--- WORK TO COMPLETE ---
Locate the lines that hold the string "index". Copy every such line.
──────── DATASET CONTENT
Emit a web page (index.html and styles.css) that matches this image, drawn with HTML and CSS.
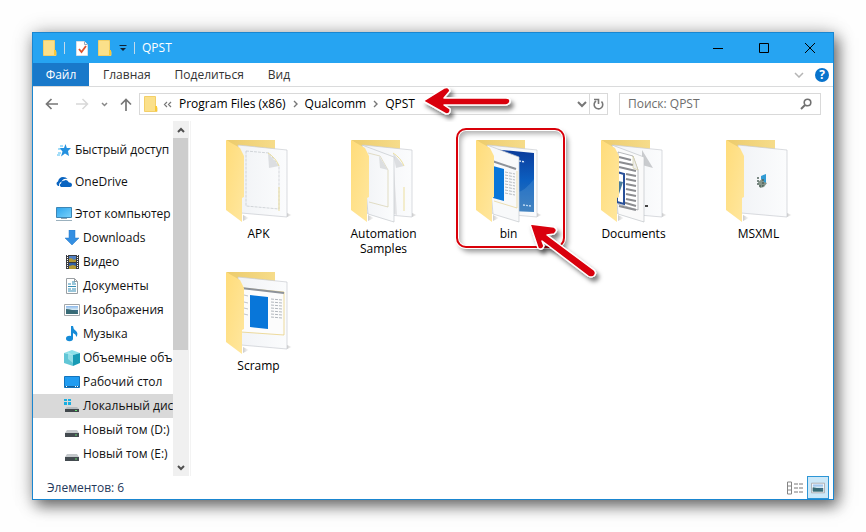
FILE: index.html
```html
<!DOCTYPE html>
<html lang="ru">
<head>
<meta charset="utf-8">
<meta name="viewport" content="width=device-width, initial-scale=1">
<title>QPST</title>
<link rel="stylesheet" href="styles.css">
</head>
<body>
<svg class="defs" width="0" height="0" aria-hidden="true">
  <defs>
    <linearGradient id="flap" x1="0" y1="0" x2="1" y2="1"><stop offset="0" stop-color="#ffdc7a"/><stop offset="1" stop-color="#ffe79f"/></linearGradient>
    <linearGradient id="back" x1="0" y1="0" x2="1" y2="0"><stop offset="0" stop-color="#eccb6c"/><stop offset="1" stop-color="#f6dc8a"/></linearGradient>
    <linearGradient id="paper" x1="0" y1="0" x2="1" y2="0"><stop offset="0" stop-color="#f1f3f6"/><stop offset="1" stop-color="#fbfcfd"/></linearGradient>
    <linearGradient id="blue" x1="0" y1="0" x2="0" y2="1"><stop offset="0" stop-color="#0a3a9a"/><stop offset=".5" stop-color="#0c5fc0"/><stop offset="1" stop-color="#3477b8"/></linearGradient>
    <linearGradient id="screen" x1="0" y1="0" x2="1" y2="1"><stop offset="0" stop-color="#2ba4ee"/><stop offset="1" stop-color="#7bd2fa"/></linearGradient>
    <linearGradient id="sky" x1="0" y1="0" x2="0" y2="1"><stop offset="0" stop-color="#8bb8ec"/><stop offset=".45" stop-color="#d5e9f2"/><stop offset=".55" stop-color="#3b6a84"/><stop offset="1" stop-color="#4e8a90"/></linearGradient>
    <linearGradient id="shade" x1="0" y1="0" x2="1" y2="0"><stop offset="0" stop-color="#ccc"/><stop offset="1" stop-color="#fff"/></linearGradient>
    <filter id="drop" x="-30%" y="-30%" width="170%" height="180%"><feDropShadow dx="3" dy="4" stdDeviation="2" flood-color="#000" flood-opacity=".5"/></filter>
    <symbol id="mini-folder" viewBox="0 0 14 16">
      <path d="M.5.5h11v11l1.500 0v4H.5z" fill="#fbe08a" stroke="#f3cf68"/>
      <path d="M11 10h2v5h-2z" fill="#f9c936"/>
    </symbol>
    <symbol id="folder-back" viewBox="0 0 71 84">
      <path d="M64 78l5-2-5-2z" fill="url(#shade)"/><path d="M20 82l6-3-6-3z" fill="url(#shade)"/>
      <path d="M3 1h49v10H16z" fill="url(#back)"/>
    </symbol>
    <symbol id="folder-front" viewBox="0 0 71 84"><path d="M3 1l14 8 4 8v41l-2 1v24L3 71z" fill="url(#flap)"/></symbol>
    <symbol id="sheet" viewBox="0 0 71 84">
      <path d="M15 6l49 5v67l-46-4z" fill="url(#paper)" stroke="#c9ccd1" stroke-width=".7"/>
    </symbol>
    <symbol id="app-page" viewBox="0 0 71 84">
      <path d="M18 17l43 4v43l-43-3" fill="#fcfcfc" stroke="#e7cb72" stroke-width=".7"/>
      <path d="M18 17l43 5" stroke="#8d9299" stroke-width="2"/>
      <path d="M27 24l18 2v32l-18-2z" fill="#0876d9"/>
      <path d="M48 28l11 1m-11 2l11 1m-11 2l11 1m-11 2l11 1m-11 2l11 1m-11 2l11 1m-11 2l11 1" stroke="#b2b7bd" stroke-dasharray="3 1"/>
      <path d="M21 24l4 1m-4 6l4 1m-4 5l4 1m-4 5l4 1" stroke="#c2c5c9"/>
    </symbol>
    <symbol id="drive" viewBox="0 0 16 16"><path d="M3 8h10l2 3H1z" fill="#c4c8cb"/><path d="M1 11h14v4H1z" fill="#444b50"/><path d="M11 13h2" stroke="#63d36c"/></symbol>
    <symbol id="picture" viewBox="0 0 16 16"><path d="M.5 2.500h15v11H.5z" fill="#fff" stroke="#a3a7aa"/><path d="M2 4h12v8H2z" fill="url(#sky)"/><path d="M2 7q6 0 12 4v1H2z" fill="#386b76"/></symbol>
  </defs>
</svg>

<main class="window">
  <header class="titlebar">
    <svg width="14" height="16"><use href="#mini-folder"/></svg>
    <span class="divider"></span>
    <button class="quick check" aria-label="Свойства"><svg width="12" height="15" viewBox="0 0 12 15"><path d="M.5.5h8l3 3v11H.5z" fill="#fff" stroke="#d9dfe6"/><path d="M8.500.5v3h3" fill="none" stroke="#9aa9b8"/><path d="M3 8l2.500 3L10 5" fill="none" stroke="#e0522f" stroke-width="1.800"/></svg></button>
    <button class="quick" aria-label="Новая папка"><svg width="14" height="16"><use href="#mini-folder"/></svg></button>
    <button class="quick more" aria-label="Настройка панели"><svg width="8" height="8" viewBox="0 0 8 8"><path d="M.5 1.500h7" stroke="#102235"/><path d="M1 4h6L4 7z" fill="#102235"/></svg></button>
    <span class="divider second"></span>
    <h1 class="title">QPST</h1>
    <div class="controls">
      <button aria-label="Свернуть"><svg width="10" height="10"><path d="M0 5.500h10" stroke="#000"/></svg></button>
      <button aria-label="Развернуть"><svg width="10" height="10"><path d="M.5.5h9v9h-9z" fill="none" stroke="#000"/></svg></button>
      <button aria-label="Закрыть"><svg width="10" height="10"><path d="M0 0l10 10M10 0L0 10" stroke="#000"/></svg></button>
    </div>
  </header>

  <nav class="tabs" aria-label="Лента">
    <button class="tab file">Файл</button>
    <button class="tab">Главная</button>
    <button class="tab">Поделиться</button>
    <button class="tab">Вид</button>
    <button class="expand" aria-label="Развернуть ленту"><svg width="10" height="6"><path d="M1 1l4 4 4-4" fill="none" stroke="#b5b5b5" stroke-width="1.500"/></svg></button>
    <button class="help" aria-label="Справка">?</button>
  </nav>

  <div class="toolbar">
    <div class="history">
      <button aria-label="Назад"><svg width="14" height="12" viewBox="0 0 14 12"><path d="M13 6H2M6.500 1l-5 5 5 5" fill="none" stroke="#777" stroke-width="1.700"/></svg></button>
      <button class="forward" aria-label="Вперёд"><svg width="14" height="12" viewBox="0 0 14 12"><path d="M1 6h11M7.500 1l5 5-5 5" fill="none" stroke="#d8d8d8" stroke-width="1.500"/></svg></button>
      <button class="recent" aria-label="Последние"><svg width="7" height="5"><path d="M1 1l2.500 2.500L6 1" fill="none" stroke="#888" stroke-width="1.500"/></svg></button>
      <button aria-label="Вверх"><svg width="12" height="13" viewBox="0 0 12 13"><path d="M6 13V2M1 6.500l5-5 5 5" fill="none" stroke="#777" stroke-width="1.700"/></svg></button>
    </div>
    <div class="address">
      <svg class="place" width="14" height="16"><use href="#mini-folder"/></svg>
      <svg class="skip" width="9" height="7"><path d="M4 1L1.500 3.500 4 6M8 1L5.500 3.500 8 6" fill="none" stroke="#777" stroke-width="1.200"/></svg>
      <a href="#">Program Files (x86)</a>
      <svg class="sep" width="5" height="8"><path d="M1 1l3 3-3 3" fill="none" stroke="#777" stroke-width="1.400"/></svg>
      <a href="#">Qualcomm</a>
      <svg class="sep" width="5" height="8"><path d="M1 1l3 3-3 3" fill="none" stroke="#777" stroke-width="1.400"/></svg>
      <a class="here" href="#">QPST</a>
      <svg class="path-arrow" width="100" height="36" viewBox="0 0 100 36" aria-hidden="true">
        <g filter="url(#drop)"><path d="M3 15L24 2Q29 0 30 5L24 12H86Q90 12 90 15T86 19H24L30 23Q31 28 26 28z" fill="#d90009" stroke="#fff" stroke-width="1.500" stroke-linejoin="round"/></g>
      </svg>
      <button class="drop" aria-label="Предыдущие расположения"><svg width="10" height="7"><path d="M1 1l4 4 4-4" fill="none" stroke="#777" stroke-width="2"/></svg></button>
      <button class="refresh" aria-label="Обновить"><svg width="11" height="12" viewBox="0 0 11 12"><path d="M3 3A4.300 4.300 0 1 0 8.500 3.500" fill="none" stroke="#777" stroke-width="1.600"/><path d="M1 1.500h4.500V6" fill="none" stroke="#777" stroke-width="1.600"/></svg></button>
    </div>
    <label class="search"><input type="text" placeholder="Поиск: QPST" aria-label="Поиск: QPST"><svg width="12" height="12" viewBox="0 0 12 12"><circle cx="7.500" cy="4.500" r="3.300" fill="none" stroke="#707070" stroke-width="1.600"/><path d="M5 7L1 11" stroke="#707070" stroke-width="2"/></svg></label>
  </div>

  <div class="content">
    <aside class="side">
      <ul class="tree">
        <li class="root"><svg width="16" height="16" viewBox="0 0 16 16"><path d="M9.500 2l1.300 4H15l-3 3 1 5-4-2.500-4 3 1.500-5-3-3.500H8z" fill="#2490df"/><path d="M4 4h3M2 7h3M2 11h3M1 13h3" stroke="#4bbcf2"/></svg>Быстрый доступ</li>
        <li class="root"><svg width="16" height="16" viewBox="0 0 16 16"><path d="M2 12Q-1 9 2 7.500 3 3 7 3q3 0 4.500 2Q7 4 5.500 8 3 8 3 12z" fill="#0a64c0"/><path d="M5 13Q2.500 11 5 9.500 5.500 6.500 8.500 6.500q2-1.500 4.500 2 3-.2 3 2.500 0 2-2 2z" fill="#0a64c0"/></svg>OneDrive</li>
        <li class="root"><svg width="16" height="16" viewBox="0 0 16 16"><path d="M.5 1.500h15v10H.5z" fill="url(#screen)" stroke="#3d86b5"/><path d="M5 12h6v1H5z" fill="#91a6b3"/><path d="M0 14.500h16" stroke="#9bb1be"/></svg>Этот компьютер</li>
        <li><svg width="16" height="16" viewBox="0 0 16 16"><path d="M5 0h6v8h4l-7 7-7-7h4z" fill="#348fe2" stroke="#2679c8" stroke-width=".5"/></svg>Downloads</li>
        <li><svg width="16" height="16" viewBox="0 0 16 16"><path d="M2 1h13v14H2z" fill="#3b3c3f"/><path d="M5 2h7v6H5z" fill="#517fc2"/><path d="M5 9h7v6H5z" fill="#315fa5"/><path d="M5 5l2-1 3 2 2-1v3H5zM5 12l4-1 3 1v3H5z" fill="#b39933"/><path d="M3.500 1v14M13.500 1v14" stroke="#fff" stroke-dasharray="1 1"/></svg>Видео</li>
        <li><svg width="16" height="16" viewBox="0 0 16 16"><path d="M2.500.5h8l3 3v12h-11z" fill="#fff" stroke="#9a9fa3"/><path d="M10.500.5v3h3" fill="none" stroke="#9a9fa3"/><path d="M4 6h3m1-2h3M8 6h4M4 8.500h8M4 11h3m1 0h4M4 13h8" stroke="#348db5"/></svg>Документы</li>
        <li><svg width="16" height="16"><use href="#picture"/></svg>Изображения</li>
        <li><svg width="16" height="16" viewBox="0 0 16 16"><ellipse cx="5.500" cy="12.500" rx="3.500" ry="2.800" fill="#168bd7"/><path d="M7 13V0h2q0 3 3 5 2.500 2 .5 6-.5-3-3.500-4v6z" fill="#168bd7"/></svg>Музыка</li>
        <li><svg width="16" height="16" viewBox="0 0 16 16"><path d="M0 3l8-3 8 3-7 2z" fill="#8ce1ea"/><path d="M0 3l9 2v11l-9-3z" fill="#61c6d6"/><path d="M9 5l7-2v10l-7 3z" fill="#189bb5"/><path d="M4 2l5 3v8L4 9z" fill="#b6eef2" opacity=".6"/></svg>Объемные объ</li>
        <li><svg width="16" height="16" viewBox="0 0 16 16"><path d="M.5 2.500h15v11H.5z" fill="#209cf1" stroke="#1274bd"/><path d="M1 12.500h14" stroke="#176098"/><path d="M2 12.500h1m8 0h1m1 0h1" stroke="#fff"/></svg>Рабочий стол</li>
        <li class="selected"><svg width="16" height="16" viewBox="0 0 16 16"><path d="M3 9h10l2 2H1z" fill="#b7bcc0"/><path d="M1 11h14v3H1z" fill="#41484c"/><path d="M11 12.500h2" stroke="#65e072"/><path d="M0 1h3v2H0zm4 0h3v2H4zM0 4h3v3H0zm4 0h3v3H4z" fill="#18aee0"/></svg>Локальный дис</li>
        <li><svg width="16" height="16"><use href="#drive"/></svg>Новый том (D:)</li>
        <li><svg width="16" height="16"><use href="#drive"/></svg>Новый том (E:)</li>
      </ul>
      <div class="scrollbar" aria-hidden="true">
        <span class="end"><svg width="8" height="6"><path d="M1 5l3-3 3 3" fill="none" stroke="#505050" stroke-width="2"/></svg></span>
        <span class="track"><span class="thumb"></span></span>
        <span class="end"><svg width="8" height="6"><path d="M1 1l3 3 3-3" fill="none" stroke="#505050" stroke-width="2"/></svg></span>
      </div>
    </aside>

    <section class="files" aria-label="Файлы">
      <a class="item" href="#">
        <svg width="71" height="84" viewBox="0 0 71 84"><use href="#folder-back"/><use href="#sheet"/><path d="M23 12l23 2 10 13v43l-33-3z" fill="none" stroke="#b9bdc2" stroke-width=".6" stroke-dasharray="3 1"/><path d="M45 14l11 13-10 2z" fill="#dcdee1"/><path d="M45 14q8 5 11 13M56 48v24" fill="none" stroke="#ecdf9e"/><use href="#folder-front"/></svg>
        <span>APK</span>
      </a>
      <a class="item" href="#">
        <svg width="71" height="84" viewBox="0 0 71 84"><use href="#folder-back"/><use href="#sheet"/><path d="M45 14l11 13-8 2z" fill="#dcdee1"/><path d="M46 29l3 47-3-1z" fill="#e2e3e5"/><path d="M45 14q8 5 11 13M56 48v24" fill="none" stroke="#ecdf9e"/><path d="M14 6l32 12v65l-26-8z" fill="url(#paper)" stroke="#c4c8cd" stroke-width=".7"/><path d="M20 14l12 3 8 14v37l-19-5" fill="none" stroke="#d7d0ae" stroke-width=".7"/><path d="M31 17l9 14-8-2z" fill="#dcdee0"/><use href="#folder-front"/></svg>
        <span>Automation Samples</span>
      </a>
      <a class="item marked" href="#">
        <svg width="71" height="84" viewBox="0 0 71 84"><use href="#folder-back"/><use href="#sheet"/><path d="M18 10l43 4v59l-19-1z" fill="url(#blue)"/><path d="M46 22l6 1m-2 43l8 1" stroke="#d5e8fb" stroke-width="1.500" stroke-dasharray="2 1"/><path d="M43 54q9-2 18-14v33H43z" fill="#73acdb" opacity=".25"/><path d="M14 6l32 12v65l-26-8z" fill="#f8f9fa" stroke="#c4c8cd" stroke-width=".7"/><path d="M19 22l24 8" stroke="#8d9299" stroke-width="2"/><path d="M20 27l11 3v32l-11-3z" fill="#0876d9"/><path d="M32 33l10 2m-10 1l10 2m-10 1l10 2m-10 1l10 2m-10 1l10 2m-10 1l10 2m-10 1l10 2m-10 1l10 2" stroke="#aeb3b9" stroke-width=".9" stroke-dasharray="3 1"/><path d="M21 62l23 7V32" fill="none" stroke="#e5d192" stroke-width=".7"/><use href="#folder-front"/></svg>
        <span>bin</span>
        <span class="frame"></span>
        <svg class="item-arrow" width="86" height="70" viewBox="0 0 86 70" aria-hidden="true"><g filter="url(#drop)"><path d="M5 4L29 7Q34 10 29 14L22 15 69 50Q72 53 69 56 66 58 63 56L17 21 19 26Q17 31 13 28z" fill="#d90009" stroke="#fff" stroke-width="1.500" stroke-linejoin="round"/></g></svg>
      </a>
      <a class="item" href="#">
        <svg width="71" height="84" viewBox="0 0 71 84"><use href="#folder-back"/><use href="#sheet"/><path d="M44 11l11 18-11-3z" fill="#c9cbce"/><path d="M47 67h3" stroke="#444" stroke-width="2"/><path d="M14 6l32 12v65l-26-8z" fill="#fafafa" stroke="#c0c4c9" stroke-width=".7"/><path d="M20 13l15 4 5 14v40l-20-6z" fill="#fff" stroke="#9a9ca0" stroke-width=".7"/><path d="M21 18l12 3m-12 2l14 3m-14 2l17 4m-10 3l10 2m-10 3l10 2m-10 3l10 2m-10 3l10 2m-10 3l10 2m-10 3l10 2m-17 0l17 5m-17 0l17 4" stroke="#8c8d91" stroke-width="2"/><path d="M19 33l7 2v30l-7-2z" fill="#fff" stroke="#284f98" stroke-width="2"/><path d="M20 42l5 1-4 12" fill="#497b9a"/><path d="M35 17v12l5 2z" fill="#eee" stroke="#ceca9b" stroke-width=".6"/><use href="#folder-front"/></svg>
        <span>Documents</span>
      </a>
      <a class="item" href="#">
        <svg width="71" height="84" viewBox="0 0 71 84"><use href="#folder-back"/><use href="#sheet"/><path d="M38 37l5-2v9l-5 1z" fill="#319bd4"/><path d="M35 43l4-3 2 3 3 1-3 4-4 1z" fill="#84958a"/><path d="M35 38v8m5-6v7m-4 0h4" stroke="#53665e" stroke-width="1.500" stroke-dasharray="2 1"/><use href="#folder-front"/></svg>
        <span>MSXML</span>
      </a>
      <a class="item" href="#">
        <svg width="71" height="84" viewBox="0 0 71 84"><use href="#folder-back"/><use href="#sheet"/><use href="#app-page"/><use href="#folder-front"/></svg>
        <span>Scramp</span>
      </a>
    </section>
  </div>

  <footer class="status">
    <span class="count">Элементов: 6</span>
    <button class="view" aria-label="Таблица"><svg width="17" height="14" viewBox="0 0 17 14"><path d="M.5 1h4v12h-4zM.5 5h4m-4 4h4" fill="none" stroke="#858585"/><path d="M7 3h4m1 0h4M7 7h4m1 0h4M7 11h4m1 0h4" stroke="#777"/></svg></button>
    <button class="view active" aria-label="Крупные значки"><svg width="14" height="14" viewBox="0 0 16 16"><use href="#picture" width="16" height="16"/></svg></button>
  </footer>
</main>
</body>
</html>
```
FILE: styles.css
```css
* { box-sizing: border-box; }
body {
  margin: 0;
  min-height: 100vh;
  padding: 32px;
  display: flex;
  background: #fefefe;
  font: 12px/16px "Open Sans", "Noto Sans", sans-serif;
  color: #111;
}
svg { display: block; flex: none; }
.defs { position: absolute; }
button { border: 0; padding: 0; background: none; font: inherit; color: inherit; display: grid; place-items: center; }
a { color: inherit; text-decoration: none; }
.window {
  flex: 1;
  min-width: 0;
  display: flex;
  flex-direction: column;
  border: 1px solid #1a86d0;
  background: #fff;
  box-shadow: 4px 6px 14px rgba(0, 0, 0, .55), 0 0 20px rgba(0, 0, 0, .2);
}
.titlebar { height: 30px; display: flex; align-items: center; padding-left: 10px; background: #26a4f2; }
.divider { width: 1px; height: 12px; margin: 0 11px 0 7px; background: #c2daea; }
.divider.second { margin: 0 7px; }
.quick { margin-right: 10px; }
.quick.more { margin: 0 0 0 -3px; }
.title { margin: 0; font: inherit; color: #fff; }
.controls { margin-left: auto; display: flex; align-self: stretch; }
.controls button { width: 46px; }

.tabs { height: 24px; display: flex; align-items: stretch; border-bottom: 1px solid #dadbdc; color: #333; }
.tab { padding: 0 12px; }
.tab.file { width: 56px; margin-right: 2px; background: #1979ca; color: #fff; }
.expand { margin-left: auto; width: 20px; }
.help { align-self: center; width: 14px; height: 14px; margin: 0 4px 0 6px; border-radius: 50%; background: #0873cc; color: #fff; font-weight: bold; line-height: 14px; }

.toolbar { height: 34px; display: flex; align-items: center; padding: 0 12px; }
.history { width: 94px; flex: none; display: flex; align-items: center; }
.history .forward { margin-left: 16px; }
.history .recent { margin: 0 12px; }
.address { position: relative; flex: 1; height: 22px; display: flex; align-items: center; border: 1px solid #d9d9d9; color: #000; white-space: nowrap; }
.place { margin: 0 5px 0 4px; }
.skip { margin-right: 7px; }
.sep { margin: 0 7px; }
.path-arrow { position: absolute; left: 280px; top: -8px; }
.drop { margin-left: auto; margin-right: 2px; }
.refresh { width: 18px; border-left: 1px solid #d9d9d9; align-self: stretch; }
.search { flex: 0 1 202px; height: 22px; margin-left: 11px; padding: 0 8px; display: flex; align-items: center; border: 1px solid #d9d9d9; }
.search input { flex: 1; min-width: 0; padding: 0; border: 0; outline: 0; font: inherit; background: none; }
.search input::placeholder { color: #6d6d6d; opacity: 1; }

.content { flex: 1; display: flex; min-height: 0; }
.side { width: 158px; flex: none; display: flex; border-right: 1px solid #f3f3f3; }
.tree { flex: 1; min-width: 0; margin: 0; padding: 13px 0 0; list-style: none; }
.tree li { height: 24px; padding-left: 31px; display: flex; align-items: center; gap: 3px; white-space: nowrap; }
.tree .root { height: 32px; padding-left: 23px; }
.tree .root:nth-child(3) { margin-bottom: -4px; }
.tree .selected { background: #d9d9d9; }
.scrollbar { width: 16px; margin-right: 1px; flex: none; display: flex; flex-direction: column; background: #f0f0f0; }
.end { height: 17px; display: grid; place-items: center; }
.track { flex: 1; }
.thumb { display: block; width: 15px; height: 66%; background: #cdcdcd; }

.files { flex: 1; display: grid; grid-template-columns: repeat(auto-fill, 125px); grid-auto-rows: 132px; align-content: start; padding: 7px 0 0 5px; }
.item { position: relative; display: flex; flex-direction: column; align-items: center; padding: 11px 22px 0; line-height: 15px; text-align: center; gap: 3px; color: #000; }
.frame { position: absolute; left: 10px; top: 0; width: 109px; height: 120px; border: 2px solid #d90009; border-radius: 10px; box-shadow: 0 0 0 1px #fff, 3px 4px 5px rgba(0, 0, 0, .4), inset 0 0 0 1px #fff, inset 3px 4px 5px rgba(0, 0, 0, .3); }
.item-arrow { position: absolute; left: 79px; top: 92px; }

.status { height: 23px; flex: none; display: flex; align-items: center; color: #24395b; }
.count { margin-left: 14px; margin-right: auto; }
.view { width: 22px; height: 23px; }
.view.active { margin: 0 4px 0 1px; background: #cce8f8; border: 1px solid #2d96d6; }
```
────────────────
--- ANSWER TO THE PROBLEM ---
Emit a web page (index.html and styles.css) that matches this image, drawn with HTML and CSS.
FILE: index.html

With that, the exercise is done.